Com a fama de ser uma “capital verde” desde os anos 90, Curitiba é outro exemplo de ações de mobilidade urbana sustentável no Brasil. A capital paranaense recebeu, em 2016, menção honrosa no prêmio Sustainable Transport Award (STA), do Institute for Transportation and Development Policy (ITDP), por suas iniciativas de compartilhamento de bicicletas, pela atenção dada a passageiros com deficiência e pelos semáforos inteligentes, que ampliam o tempo de travessia para pedestres com mobilidade reduzida.
Já Salvador, cidade que é historicamente dependente do transporte motorizado e que já apareceu em rankings de piores trânsito do mundo, teve na inauguração do metrô, em 2016, um marco no caminho de uma mobilidade urbana mais sustentável. Além de tirar pessoas dos carros e ônibus, o Metrô Bahia, que transporta quase 300 mil passageiros por dia, tem um grupo formado para discutir ações de redução de impacto ambiental, como o uso de energia limpa nas estações, por exemplo.

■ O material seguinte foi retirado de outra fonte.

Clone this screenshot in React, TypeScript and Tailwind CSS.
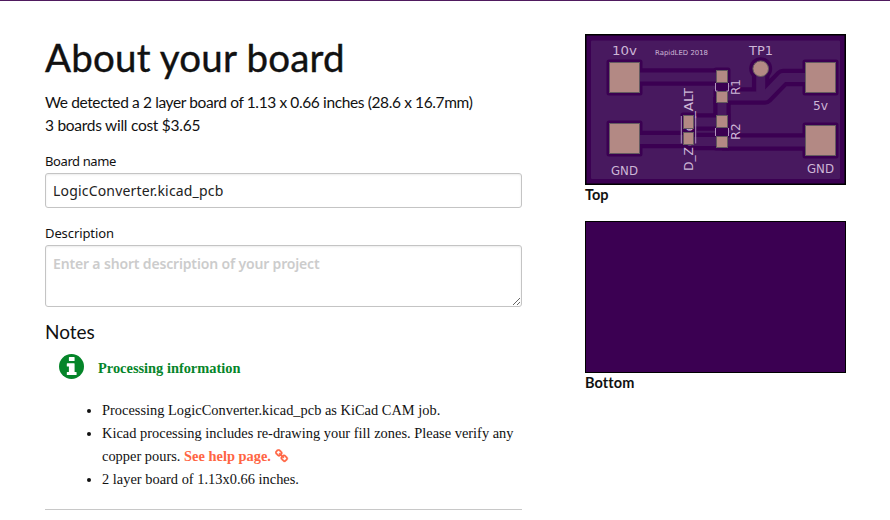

Ter a sustentabilidade como parte do planejamento estratégico é uma realidade para as empresas que operam os sistemas de transporte no Brasil e no mundo. Esse é o caso da CCR, que opera o Metrô Bahia, o VLT Carioca e a Linha 4-Amarela do Metrô de São Paulo. O Instituto CCR, que coordena as ações socioambientais do grupo, é signatário dos princípios do Pacto Global, iniciativa internacional de adoção de valores fundamentais nas práticas de negócios, e dos Objetivos de Desenvolvimento Sustentável (ODS), elaborados pelas Nações Unidas.
Além de diminuir emissões, o Instituto CCR implementou ações, nas diversas empresas do grupo, para racionalizar o consumo de água, gerenciar resíduos sólidos, diminuir impactos em flora e fauna e adaptar seus negócios às mudanças climáticas.
“A sustentabilidade é um tema diferencial na proteção e na criação de valor do nosso negócio, de modo que proporcione benefícios para a sociedade, o poder público e os investidores”, diz Marina Mattaraia, gestora do instituto.